Task directions – Copy the listing below in full and skip every picture.

Source excerpt –
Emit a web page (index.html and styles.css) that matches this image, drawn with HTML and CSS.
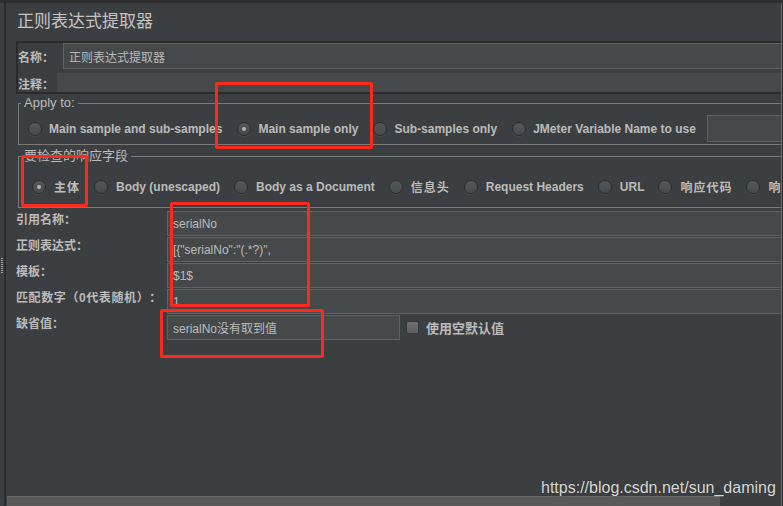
FILE: index.html
```html
<!DOCTYPE html>
<html lang="zh-CN">
<head>
    <meta charset="UTF-8">
    <title>正则表达式提取器</title>
    <link rel="stylesheet" href="styles.css">
</head>
<body>
    <div class="window">
        <div class="splitter"><span class="grip"></span></div>

        <div class="editor">
            <h1 class="title">正则表达式提取器</h1>

            <div class="name-panel">
                <div class="name-row">
                    <span class="label name-label">名称：</span>
                    <div class="field field-wide">正则表达式提取器</div>
                </div>
                <div class="comment-row">
                    <span class="label comment-label">注释：</span>
                    <div class="field field-plain"></div>
                </div>
            </div>

            <fieldset class="group apply">
                <legend>Apply to:</legend>
                <div class="radio-row">
                    <label class="radio"><span class="radio-dot"></span>Main sample and sub-samples</label>
                    <label class="radio checked"><span class="radio-dot"></span>Main sample only</label>
                    <label class="radio"><span class="radio-dot"></span>Sub-samples only</label>
                    <label class="radio"><span class="radio-dot"></span>JMeter Variable Name to use</label>
                    <div class="field field-wide var-field"></div>
                </div>
            </fieldset>

            <fieldset class="group scope">
                <legend>要检查的响应字段</legend>
                <div class="radio-row">
                    <label class="radio checked cjk"><span class="radio-dot"></span>主体</label>
                    <label class="radio"><span class="radio-dot"></span>Body (unescaped)</label>
                    <label class="radio"><span class="radio-dot"></span>Body as a Document</label>
                    <label class="radio cjk"><span class="radio-dot"></span>信息头</label>
                    <label class="radio"><span class="radio-dot"></span>Request Headers</label>
                    <label class="radio"><span class="radio-dot"></span>URL</label>
                    <label class="radio cjk"><span class="radio-dot"></span>响应代码</label>
                    <label class="radio cjk"><span class="radio-dot"></span>响应信息</label>
                </div>
            </fieldset>

            <div class="form-grid">
                <span class="label">引用名称：</span>
                <div class="field field-wide">serialNo</div>

                <span class="label">正则表达式：</span>
                <div class="field field-wide">[{"serialNo":"(.*?)",</div>

                <span class="label">模板：</span>
                <div class="field field-wide">$1$</div>

                <span class="label label-long">匹配数字（0代表随机）：</span>
                <div class="field field-wide">1</div>

                <span class="label">缺省值：</span>
                <div class="default-cell">
                    <div class="field default-field">serialNo没有取到值</div>
                    <span class="checkbox"></span>
                    <span class="checkbox-text">使用空默认值</span>
                </div>
            </div>

            <div class="hscroll"></div>
        </div>
    </div>

    <!-- red annotation boxes drawn over the screenshot -->
    <div class="mark mark-apply"></div>
    <div class="mark mark-body"></div>
    <div class="mark mark-fields"></div>
    <div class="mark mark-default"></div>

    <div class="watermark">https://blog.csdn.net/sun_daming</div>
</body>
</html>
```

FILE: styles.css
```css
* {
    box-sizing: border-box;
}
body {
    margin: 0;
    width: 783px;
    height: 506px;
    overflow: hidden;
    position: relative;
    background-color: #3c3f41;
    color: #bbbbbb;
    font-family: "Liberation Sans", "Noto Sans CJK SC", sans-serif;
    font-size: 12px;
    text-spacing-trim: space-all;
}
.window {
    display: flex;
    height: 506px;
    border-top: 3px solid #2b2d2f;
    border-right: 1px solid #2b2b2b;
}
.splitter {
    width: 6px;
    flex-shrink: 0;
    border-right: 2px solid #2b2b2b;
    display: flex;
    flex-direction: column;
}
.grip {
    margin: 255px 0 0 1px;
    width: 2px;
    height: 16px;
    background: repeating-linear-gradient(to bottom, #a0a0a0 0 1px, transparent 1px 2px);
}
.editor {
    flex: 1;
    min-width: 0;
    display: flex;
    flex-direction: column;
    overflow: hidden;
    border-right: 1px solid #6b6b6b;
}
.title {
    margin: 9px 0 0 11px;
    font-size: 17px;
    line-height: 20px;
    font-weight: normal;
    color: #c4c4c4;
}
.label {
    display: flex;
    align-items: center;
    font-weight: bold;
    white-space: nowrap;
}
.field {
    flex: 1;
    display: flex;
    align-items: center;
    padding-left: 5px;
    background-color: #45494a;
    border: 1px solid #5f6264;
    white-space: nowrap;
    overflow: hidden;
}
.field-wide {
    border-right: none;
}
.field-plain {
    border: none;
}

/* name / comment */
.name-panel {
    margin: 9px 0 0 10px;
    border: 2px solid #2b2b2b;
    border-right: none;
}
.name-row {
    display: flex;
    height: 26px;
}
.name-label {
    width: 45px;
}
.comment-row {
    display: flex;
    height: 19px;
    margin-top: 4px;
}
.comment-label {
    width: 39px;
    padding-top: 2px;
}

/* titled groups */
.group {
    margin: 2px 0 0 12px;
    padding: 5px 0 2px 2px;
    border: 1px solid #7a7a7a;
    border-right: none;
    min-width: 0;
}
.group legend {
    padding: 0 3px;
    font-size: 13px;
    line-height: 14px;
}
.scope {
    margin-top: 4px;
    padding: 10px 0 7px 2px;
}
.radio-row {
    display: flex;
    align-items: center;
    height: 27px;
    padding-left: 7px;
    white-space: nowrap;
}
.scope .radio-row {
    padding-left: 11px;
}
.radio {
    display: flex;
    align-items: center;
    gap: 7px;
    margin-right: 15px;
    flex-shrink: 0;
    font-weight: bold;
}
.scope .radio {
    gap: 8px;
    margin-right: 14px;
}
.radio.cjk {
    letter-spacing: 1px;
}
.radio-dot {
    position: relative;
    width: 14px;
    height: 14px;
    border-radius: 50%;
    background: linear-gradient(#55585b, #474a4c);
    border: 1px solid #2c2d2e;
    box-shadow: 0 1px 0 #46494b;
}
.radio.checked .radio-dot::after {
    content: "";
    position: absolute;
    left: 4px;
    top: 4px;
    width: 4px;
    height: 4px;
    border-radius: 50%;
    background-color: #b4b4b4;
}
.var-field {
    flex: 1;
    height: 27px;
    margin-left: -4px;
}

/* form rows */
.form-grid {
    margin: 3px 0 0 10px;
    display: grid;
    grid-template-columns: 151px 1fr;
    grid-auto-rows: 25px;
    row-gap: 1px;
}
.form-grid .label {
    align-items: flex-start;
    padding-top: 2px;
    line-height: 14px;
}
.form-grid .label-long {
    letter-spacing: 0.6px;
}
.default-cell {
    display: flex;
    align-items: center;
}
.default-field {
    flex: none;
    width: 233px;
    height: 25px;
}
.checkbox {
    width: 13px;
    height: 13px;
    margin-left: 6px;
    border-radius: 2px;
    background: linear-gradient(#6f6f6f, #5d5d5d);
    border: 1px solid #353637;
}
.checkbox-text {
    margin-left: 7px;
    font-size: 13px;
    font-weight: bold;
}

.hscroll {
    margin: auto 0 0 1px;
    width: 713px;
    height: 10px;
    background-color: #59595a;
    border-top: 1px solid #666666;
}

/* annotations */
.mark {
    position: absolute;
    border: 3px solid #fb2a1c;
    border-radius: 2px;
}
.mark-apply {
    left: 215px;
    top: 82px;
    width: 158px;
    height: 67px;
}
.mark-body {
    left: 21px;
    top: 155px;
    width: 67px;
    height: 52px;
}
.mark-fields {
    left: 170px;
    top: 202px;
    width: 140px;
    height: 105px;
}
.mark-default {
    left: 160px;
    top: 309px;
    width: 164px;
    height: 49px;
}
.watermark {
    position: absolute;
    left: 541px;
    top: 480px;
    font-size: 16px;
    line-height: 16px;
    color: #d8d8d8;
    text-shadow: 0 0 1px #2a2a2a;
}
```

Task result –
Emit a web page (index.html and styles.css) that matches this image, drawn with HTML and CSS.
FILE: index.html
```html
<!DOCTYPE html>
<html lang="zh-CN">
<head>
    <meta charset="UTF-8">
    <title>正则表达式提取器</title>
    <link rel="stylesheet" href="styles.css">
</head>
<body>
    <div class="window">
        <div class="splitter"><span class="grip"></span></div>

        <div class="editor">
            <h1 class="title">正则表达式提取器</h1>

            <div class="name-panel">
                <div class="name-row">
                    <span class="label name-label">名称：</span>
                    <div class="field field-wide">正则表达式提取器</div>
                </div>
                <div class="comment-row">
                    <span class="label comment-label">注释：</span>
                    <div class="field field-plain"></div>
                </div>
            </div>

            <fieldset class="group apply">
                <legend>Apply to:</legend>
                <div class="radio-row">
                    <label class="radio"><span class="radio-dot"></span>Main sample and sub-samples</label>
                    <label class="radio checked"><span class="radio-dot"></span>Main sample only</label>
                    <label class="radio"><span class="radio-dot"></span>Sub-samples only</label>
                    <label class="radio"><span class="radio-dot"></span>JMeter Variable Name to use</label>
                    <div class="field field-wide var-field"></div>
                </div>
            </fieldset>

            <fieldset class="group scope">
                <legend>要检查的响应字段</legend>
                <div class="radio-row">
                    <label class="radio checked cjk"><span class="radio-dot"></span>主体</label>
                    <label class="radio"><span class="radio-dot"></span>Body (unescaped)</label>
                    <label class="radio"><span class="radio-dot"></span>Body as a Document</label>
                    <label class="radio cjk"><span class="radio-dot"></span>信息头</label>
                    <label class="radio"><span class="radio-dot"></span>Request Headers</label>
                    <label class="radio"><span class="radio-dot"></span>URL</label>
                    <label class="radio cjk"><span class="radio-dot"></span>响应代码</label>
                    <label class="radio cjk"><span class="radio-dot"></span>响应信息</label>
                </div>
            </fieldset>

            <div class="form-grid">
                <span class="label">引用名称：</span>
                <div class="field field-wide">serialNo</div>

                <span class="label">正则表达式：</span>
                <div class="field field-wide">[{"serialNo":"(.*?)",</div>

                <span class="label">模板：</span>
                <div class="field field-wide">$1$</div>

                <span class="label label-long">匹配数字（0代表随机）：</span>
                <div class="field field-wide">1</div>

                <span class="label">缺省值：</span>
                <div class="default-cell">
                    <div class="field default-field">serialNo没有取到值</div>
                    <span class="checkbox"></span>
                    <span class="checkbox-text">使用空默认值</span>
                </div>
            </div>

            <div class="hscroll"></div>
        </div>
    </div>

    <!-- red annotation boxes drawn over the screenshot -->
    <div class="mark mark-apply"></div>
    <div class="mark mark-body"></div>
    <div class="mark mark-fields"></div>
    <div class="mark mark-default"></div>

    <div class="watermark">https://blog.csdn.net/sun_daming</div>
</body>
</html>
```

FILE: styles.css
```css
* {
    box-sizing: border-box;
}
body {
    margin: 0;
    width: 783px;
    height: 506px;
    overflow: hidden;
    position: relative;
    background-color: #3c3f41;
    color: #bbbbbb;
    font-family: "Liberation Sans", "Noto Sans CJK SC", sans-serif;
    font-size: 12px;
    text-spacing-trim: space-all;
}
.window {
    display: flex;
    height: 506px;
    border-top: 3px solid #2b2d2f;
    border-right: 1px solid #2b2b2b;
}
.splitter {
    width: 6px;
    flex-shrink: 0;
    border-right: 2px solid #2b2b2b;
    display: flex;
    flex-direction: column;
}
.grip {
    margin: 255px 0 0 1px;
    width: 2px;
    height: 16px;
    background: repeating-linear-gradient(to bottom, #a0a0a0 0 1px, transparent 1px 2px);
}
.editor {
    flex: 1;
    min-width: 0;
    display: flex;
    flex-direction: column;
    overflow: hidden;
    border-right: 1px solid #6b6b6b;
}
.title {
    margin: 9px 0 0 11px;
    font-size: 17px;
    line-height: 20px;
    font-weight: normal;
    color: #c4c4c4;
}
.label {
    display: flex;
    align-items: center;
    font-weight: bold;
    white-space: nowrap;
}
.field {
    flex: 1;
    display: flex;
    align-items: center;
    padding-left: 5px;
    background-color: #45494a;
    border: 1px solid #5f6264;
    white-space: nowrap;
    overflow: hidden;
}
.field-wide {
    border-right: none;
}
.field-plain {
    border: none;
}

/* name / comment */
.name-panel {
    margin: 9px 0 0 10px;
    border: 2px solid #2b2b2b;
    border-right: none;
}
.name-row {
    display: flex;
    height: 26px;
}
.name-label {
    width: 45px;
}
.comment-row {
    display: flex;
    height: 19px;
    margin-top: 4px;
}
.comment-label {
    width: 39px;
    padding-top: 2px;
}

/* titled groups */
.group {
    margin: 2px 0 0 12px;
    padding: 5px 0 2px 2px;
    border: 1px solid #7a7a7a;
    border-right: none;
    min-width: 0;
}
.group legend {
    padding: 0 3px;
    font-size: 13px;
    line-height: 14px;
}
.scope {
    margin-top: 4px;
    padding: 10px 0 7px 2px;
}
.radio-row {
    display: flex;
    align-items: center;
    height: 27px;
    padding-left: 7px;
    white-space: nowrap;
}
.scope .radio-row {
    padding-left: 11px;
}
.radio {
    display: flex;
    align-items: center;
    gap: 7px;
    margin-right: 15px;
    flex-shrink: 0;
    font-weight: bold;
}
.scope .radio {
    gap: 8px;
    margin-right: 14px;
}
.radio.cjk {
    letter-spacing: 1px;
}
.radio-dot {
    position: relative;
    width: 14px;
    height: 14px;
    border-radius: 50%;
    background: linear-gradient(#55585b, #474a4c);
    border: 1px solid #2c2d2e;
    box-shadow: 0 1px 0 #46494b;
}
.radio.checked .radio-dot::after {
    content: "";
    position: absolute;
    left: 4px;
    top: 4px;
    width: 4px;
    height: 4px;
    border-radius: 50%;
    background-color: #b4b4b4;
}
.var-field {
    flex: 1;
    height: 27px;
    margin-left: -4px;
}

/* form rows */
.form-grid {
    margin: 3px 0 0 10px;
    display: grid;
    grid-template-columns: 151px 1fr;
    grid-auto-rows: 25px;
    row-gap: 1px;
}
.form-grid .label {
    align-items: flex-start;
    padding-top: 2px;
    line-height: 14px;
}
.form-grid .label-long {
    letter-spacing: 0.6px;
}
.default-cell {
    display: flex;
    align-items: center;
}
.default-field {
    flex: none;
    width: 233px;
    height: 25px;
}
.checkbox {
    width: 13px;
    height: 13px;
    margin-left: 6px;
    border-radius: 2px;
    background: linear-gradient(#6f6f6f, #5d5d5d);
    border: 1px solid #353637;
}
.checkbox-text {
    margin-left: 7px;
    font-size: 13px;
    font-weight: bold;
}

.hscroll {
    margin: auto 0 0 1px;
    width: 713px;
    height: 10px;
    background-color: #59595a;
    border-top: 1px solid #666666;
}

/* annotations */
.mark {
    position: absolute;
    border: 3px solid #fb2a1c;
    border-radius: 2px;
}
.mark-apply {
    left: 215px;
    top: 82px;
    width: 158px;
    height: 67px;
}
.mark-body {
    left: 21px;
    top: 155px;
    width: 67px;
    height: 52px;
}
.mark-fields {
    left: 170px;
    top: 202px;
    width: 140px;
    height: 105px;
}
.mark-default {
    left: 160px;
    top: 309px;
    width: 164px;
    height: 49px;
}
.watermark {
    position: absolute;
    left: 541px;
    top: 480px;
    font-size: 16px;
    line-height: 16px;
    color: #d8d8d8;
    text-shadow: 0 0 1px #2a2a2a;
}
```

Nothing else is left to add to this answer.